Uma pesquisa inédita feita pelo Instituto Carlos Chagas, da Fiocruz Paraná, confirmou que o vírus zika, hoje apontado como a principal hipótese para o aumento de casos de bebês com microcefalia no país, consegue atravessar a placenta durante a gestação. Com informações da Folha de S. Paulo.
Foi feita uma análise a partir de amostras de uma paciente que sofreu um aborto retido
– quando o feto deixa de se desenvolver dentro do útero – detectado na
oitava semana de gestação. A suspeita surgiu após a gestante informar
ter tido sintomas de zika, como manchas vermelhas no corpo, na sexta
semana de gravidez.
Amostras da placenta da paciente então passaram por exames de imunohistoquímica, capazes de verificar a infecção por vírus do mesmo gênero do zika.
Em seguida, foram feitos testes moleculares por meio da técnica de RT-PCR que identificaram o genoma do vírus zika em células da mãe e do embrião.
Segundo a virologista Cláudia Nunes Duarte dos Santos, que participou da análise, os testes confirmam a transmissão do vírus via placenta.
“É muito grave, e confirma a nossa suspeita. É a primeira vez que vemos
o RNA [do vírus da zika] no tecido da placenta”, diz a pesquisadora,
uma das primeiras a identificar o vírus zika no Brasil.
Vírus zika pode ter rompido placenta de paciente
Exame morfológico também mostrou uma inflamação na placenta, de acordo
com a patologista Lúcia de Noronha, que verificou a amostra.
“Dá pra ver claramente que o vírus rompeu essa barreira”, diz. Ainda,
de acordo com a pesquisadora, testes complementares descartaram a
infecção por outros flavivírus, como a dengue.
Vírus pode ter atuação no organismo de bebês similar ao HIV
Pesquisadores também verificaram os primeiros indícios de como seria um
caminho possível do vírus zika durante a transmissão. Na análise, o
vírus foi identificado em células de Hofbauer, que atuam na manutenção
da placenta e defesa do bebê.
A hipótese dos pesquisadores que analisaram as amostras é que o vírus
utiliza capacidade migratória dessas células para alcançar os vasos
fetais – um mecanismo semelhante ao observado em transmissões de HIV,
segundo Lúcia de Noronha.
“Essa célula se locomove na placenta. Ao se locomover, poderia
inclusive carregar o vírus, funcionando como um cavalo de Troia”, diz.
“O HIV, por exemplo, faz isso, e engana essa célula”, explica.
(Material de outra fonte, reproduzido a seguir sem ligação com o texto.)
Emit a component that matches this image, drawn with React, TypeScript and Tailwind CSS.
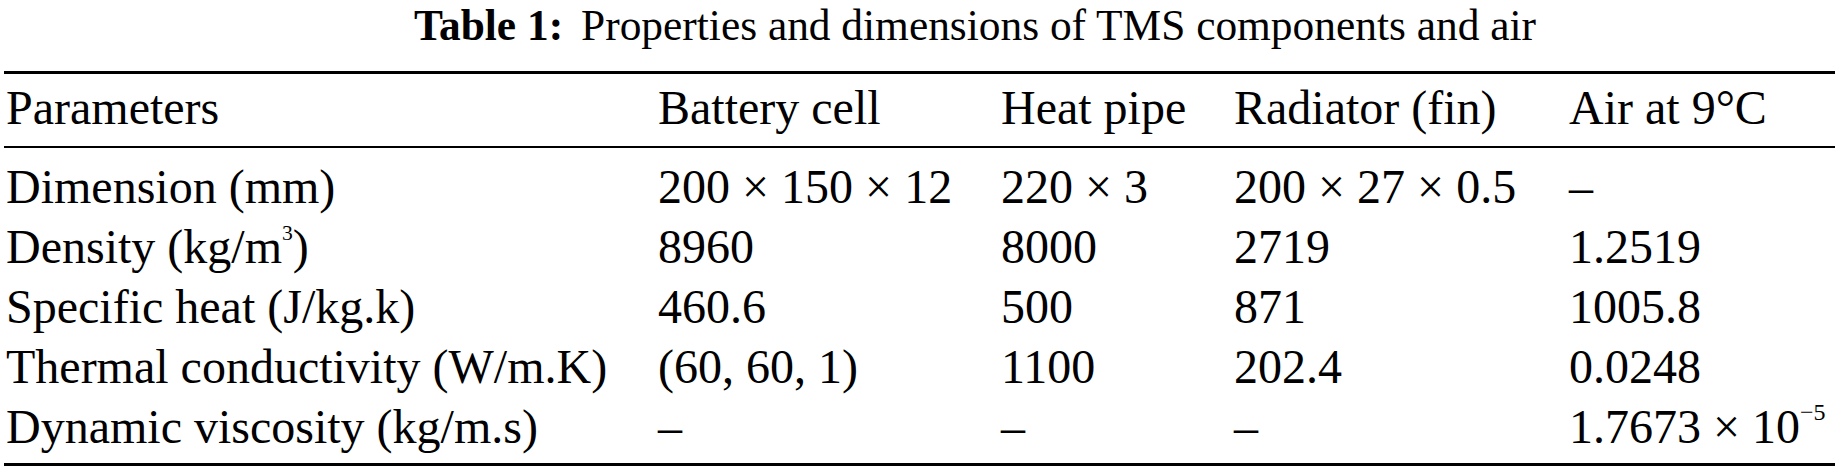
import React from "react";

const rows: { label: React.ReactNode; cells: React.ReactNode[] }[] = [
  { label: "Dimension (mm)", cells: ["200 × 150 × 12", "220 × 3", "200 × 27 × 0.5", "–"] },
  {
    label: (
      <>
        Density (kg/m<sup className="text-[0.45em] relative -top-[1.05em] align-baseline">3</sup>)
      </>
    ),
    cells: ["8960", "8000", "2719", "1.2519"],
  },
  { label: "Specific heat (J/kg.k)", cells: ["460.6", "500", "871", "1005.8"] },
  { label: "Thermal conductivity (W/m.K)", cells: ["(60, 60, 1)", "1100", "202.4", "0.0248"] },
  {
    label: "Dynamic viscosity (kg/m.s)",
    cells: [
      "–",
      "–",
      "–",
      <>
        1.7673 × 10<sup className="text-[0.5em] relative -top-[0.95em] align-baseline">−5</sup>
      </>,
    ],
  },
];

const cols = "grid grid-cols-[654px_343px_233px_335px_266px]";

export default function App() {
  return (
    <div className="w-[1837px] h-[475px] bg-white text-black font-['Liberation_Serif','Times_New_Roman',serif]">
      <div className="pl-[414px] pt-[2px] h-[71px] text-[43.4px] leading-[46px] whitespace-nowrap">
        <span className="font-bold">Table 1:</span>
        <span className="ml-[18px]">Properties and dimensions of TMS components and air</span>
      </div>
      <div className="ml-[4px] w-[1831px] border-t-[3px] border-b-[3px] border-black text-[48px] leading-[60px] whitespace-nowrap">
        <div className={`${cols} pt-[4px] pb-[8px] border-b-[2px] border-black`}>
          <div className="pl-[2px]">Parameters</div>
          <div>Battery cell</div>
          <div>Heat pipe</div>
          <div>Radiator (fin)</div>
          <div>Air at 9°C</div>
        </div>
        <div className="pt-[9px] pb-[6px]">
          {rows.map((r, i) => (
            <div key={i} className={cols}>
              <div className="pl-[2px]">{r.label}</div>
              {r.cells.map((c, j) => (
                <div key={j}>{c}</div>
              ))}
            </div>
          ))}
        </div>
      </div>
    </div>
  );
}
“Como é uma célula de muita mobilidade, pode ser que por essa célula
esteja chegando no embrião. É uma hipótese que vamos pesquisar agora”,
completa Cláudia Santos.
Análise complementa estudos anteriores
Segundo Santos, análises anteriores já sugeriam que o vírus zika
pudesse atravessar a placenta e infectar o feto, mas os dados não eram
suficientes para confirmação.
Em uma delas, feita pelo Instituto Oswaldo Cruz, da Fio Cruz,
pesquisadores verificaram a presença do vírus em amostras do líquido
amniótico de duas gestantes da Paraíba, cujos fetos foram identificados
com microcefalia ainda antes de nascer.
Faltavam, porém, mais evidências dessa transmissão – uma vez que o
líquido amniótico pode ser atingido por outras vias, como o canal
transvaginal, por exemplo.
Para Cláudia Santos, a presença do vírus na placenta tanto em células
da mãe quanto do embrião acaba por complementar as análises anteriores.
“Isso mostra que o vírus tem potencial de fazer infecção congênita”,
diz.
Apesar dos achados, ainda sobram dúvidas. Ela ressalta que, ainda que a
amostra analisada seja de um caso de aborto espontâneo, não é possível
afirmar que o vírus foi a casa da interrupção da gestação.